Unlike past years, the Lynx started intense work on defense from the start of camp. Last year, the Lynx finished 10th in defensive efficiency at 105.7, the worst number since Reeve took over as head coach for the 2010 season. After finishing in the top half of the league every year from 2011 through 2021, the Lynx have struggled the past two seasons.

"We started with defense, which is a huge change for us," Collier said of the start of camp. "Good defense is our expectation going into the regular season. And the offense will follow that."

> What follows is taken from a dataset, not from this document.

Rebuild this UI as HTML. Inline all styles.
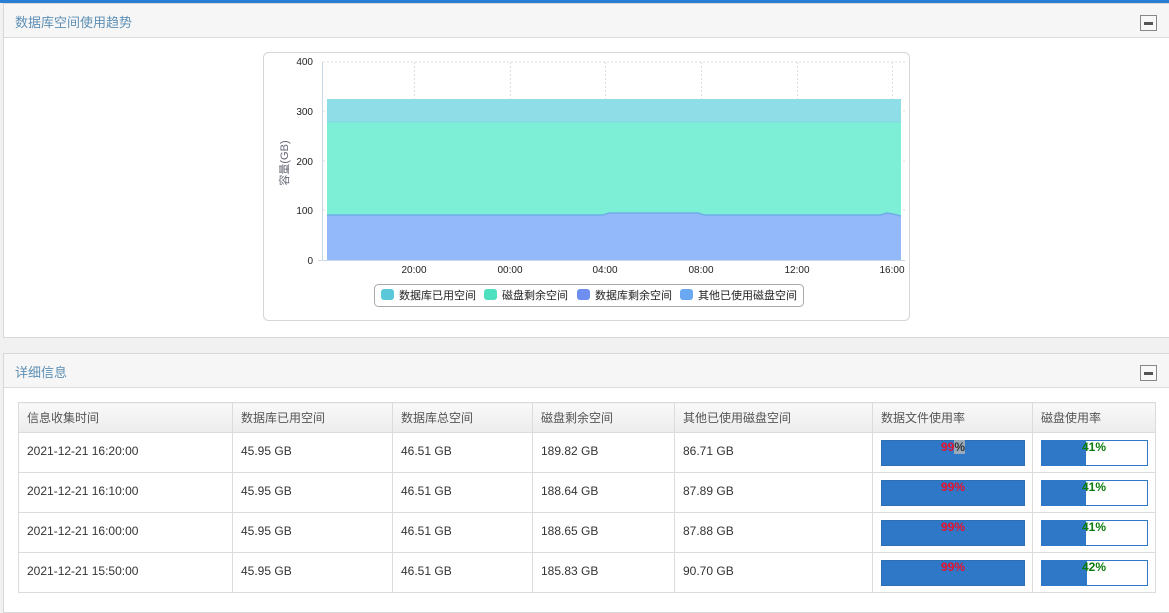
<!DOCTYPE html>
<html><head><meta charset="utf-8"><style>
*{margin:0;padding:0;box-sizing:border-box}
body{width:1169px;height:596px;overflow:hidden;background:#f1f1f1;font-family:"Liberation Sans","Noto Sans CJK SC",sans-serif;font-size:12px;color:#333;position:relative}
.topbar{position:absolute;left:0;top:0;width:1169px;height:3px;background:#2a7fd4}
.panel{position:absolute;left:3px;width:1170px;background:#fff;border:1px solid #d8d8d8}
.ph{height:34px;background:#f6f6f6;border-bottom:1px solid #dcdcdc;position:relative}
.ph span{position:absolute;left:11px;top:8px;font-size:13px;color:#5d8fb5}
.btn{position:absolute;left:1136px;top:11px;width:17px;height:16px;border:1px solid #888;background:#f8f8f8}
.btn:after{content:"";position:absolute;left:3px;top:6px;width:9px;height:3px;background:#555}
table{position:absolute;left:14px;top:48px;border-collapse:collapse;font-family:"Liberation Sans","Noto Sans CJK SC",sans-serif}
td,th{border:1px solid #dcdcdc;text-align:left;padding-left:8px;font-weight:normal;font-size:12px;color:#333;vertical-align:middle}
th{height:30px;background:linear-gradient(#f9f9f9,#ececec);color:#555}
td{height:40px;padding-bottom:3px}
.bar{position:relative;top:2px;height:26px;background:#2f78c8;border:1px solid #2f6fb3}
.bar b{position:absolute;left:0;right:0;top:-1px;text-align:center;font-size:12px;color:#e8102c}
.bar2{position:relative;top:2px;height:26px;background:#fff;border:1px solid #2f78c8;width:107px}
.bar2 i{position:absolute;left:0;top:0;bottom:0;background:#2f78c8}
.bar2 b{position:absolute;left:40px;top:-1px;font-size:12px;color:#0b7a0b}
</style></head><body>
<div class="topbar"></div>
<div class="panel" style="top:3px;height:335px">
<div class="ph"><span>数据库空间使用趋势</span><div class="btn"></div></div>
</div>
<svg style="position:absolute;left:0;top:0" width="1169" height="340" font-family="Liberation Sans, Noto Sans CJK SC, sans-serif">
<rect x="263.5" y="52.5" width="646" height="268" rx="5" fill="#fff" stroke="#d6d6d6"/>
<g stroke="#dedede" stroke-dasharray="2,2">
<line x1="323" y1="62" x2="905" y2="62"/><line x1="323" y1="111" x2="905" y2="111"/><line x1="323" y1="161" x2="905" y2="161"/><line x1="323" y1="210" x2="905" y2="210"/>
<line x1="414.5" y1="62" x2="414.5" y2="260"/><line x1="510.5" y1="62" x2="510.5" y2="260"/><line x1="605.5" y1="62" x2="605.5" y2="260"/><line x1="701.5" y1="62" x2="701.5" y2="260"/><line x1="797.5" y1="62" x2="797.5" y2="260"/><line x1="892.5" y1="62" x2="892.5" y2="260"/>
</g>
<rect x="327" y="99" width="574" height="23" fill="#8fdde6"/>
<rect x="327" y="122" width="574" height="93" fill="#7eefd7"/>
<line x1="327" y1="122" x2="901" y2="122" stroke="#7fd9e0"/>
<path d="M327 215 L603 215 L609 213 L698 213 L704 215 L880 215 L887 213 L893 214 L901 216 L901 260 L327 260Z" fill="#93b9fb"/>
<path d="M327 215 L603 215 L609 213 L698 213 L704 215 L880 215 L887 213 L893 214 L901 216" fill="none" stroke="#6eaee6" stroke-width="1.5"/>
<line x1="322.5" y1="62" x2="322.5" y2="260" stroke="#c8d6e6"/>
<line x1="318" y1="260.5" x2="905" y2="260.5" stroke="#c8d6e6"/>
<g font-size="10" fill="#222" text-anchor="end">
<text x="313" y="65">400</text><text x="313" y="115">300</text><text x="313" y="165">200</text><text x="313" y="214">100</text><text x="313" y="264">0</text>
</g>
<g font-size="10" fill="#222" text-anchor="middle">
<text x="414" y="273">20:00</text><text x="510" y="273">00:00</text><text x="605" y="273">04:00</text><text x="701" y="273">08:00</text><text x="797" y="273">12:00</text><text x="892" y="273">16:00</text>
</g>
<text transform="translate(288,163) rotate(-90)" font-size="11" fill="#667" text-anchor="middle">容量(GB)</text>
<rect x="374.5" y="284.5" width="429" height="22" rx="4" fill="#fff" stroke="#aaa"/>
<rect x="381" y="289" width="13" height="11" rx="3" fill="#5ac8d8"/>
<text x="399" y="299" font-size="11" fill="#222">数据库已用空间</text>
<rect x="484" y="289" width="13" height="11" rx="3" fill="#4fe0c0"/>
<text x="502" y="299" font-size="11" fill="#222">磁盘剩余空间</text>
<rect x="577" y="289" width="13" height="11" rx="3" fill="#6f8ff0"/>
<text x="595" y="299" font-size="11" fill="#222">数据库剩余空间</text>
<rect x="680" y="289" width="13" height="11" rx="3" fill="#6aa8f2"/>
<text x="698" y="299" font-size="11" fill="#222">其他已使用磁盘空间</text>
</svg>
<div class="panel" style="top:353px;height:260px">
<div class="ph"><span>详细信息</span><div class="btn"></div></div>
<table>
<tr><th style="width:214px">信息收集时间</th><th style="width:160px">数据库已用空间</th><th style="width:140px">数据库总空间</th><th style="width:142px">磁盘剩余空间</th><th style="width:198px">其他已使用磁盘空间</th><th style="width:160px">数据文件使用率</th><th style="width:123px">磁盘使用率</th></tr>
<tr><td>2021-12-21 16:20:00</td><td>45.95 GB</td><td>46.51 GB</td><td>189.82 GB</td><td>86.71 GB</td><td><div class="bar" style="width:144px"><b>99<span style="color:#333;background:#9ab">%</span></b></div></td><td><div class="bar2"><i style="width:44px"></i><b>41%</b></div></td></tr>
<tr><td>2021-12-21 16:10:00</td><td>45.95 GB</td><td>46.51 GB</td><td>188.64 GB</td><td>87.89 GB</td><td><div class="bar" style="width:144px"><b>99%</b></div></td><td><div class="bar2"><i style="width:44px"></i><b>41%</b></div></td></tr>
<tr><td>2021-12-21 16:00:00</td><td>45.95 GB</td><td>46.51 GB</td><td>188.65 GB</td><td>87.88 GB</td><td><div class="bar" style="width:144px"><b>99%</b></div></td><td><div class="bar2"><i style="width:44px"></i><b>41%</b></div></td></tr>
<tr><td>2021-12-21 15:50:00</td><td>45.95 GB</td><td>46.51 GB</td><td>185.83 GB</td><td>90.70 GB</td><td><div class="bar" style="width:144px"><b>99%</b></div></td><td><div class="bar2"><i style="width:45px"></i><b>42%</b></div></td></tr>
</table>
</div>
</body></html>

The Lynx also will enter the regular season with some certainty. There are new faces, but everyone has known their role from the start. In 2022, the Lynx waived Layshia Clarendon and Crystal Dangerfield before the start of the season, which also began without veteran Angel McCoughtry, who was waived days later. Last year, questions at the point persisted.

Perhaps not this year.

"In the early parts of last year, we were up and down, up and down," McBride said. "We really didn't know who we were as a group. Once we figured that out, that's when everything went up and we went to the playoffs. I think we're a little bit ahead of the game. I think we have good energy, communication. We have a lot of vets, people who have been in the league for a long time. It's good. We're excited."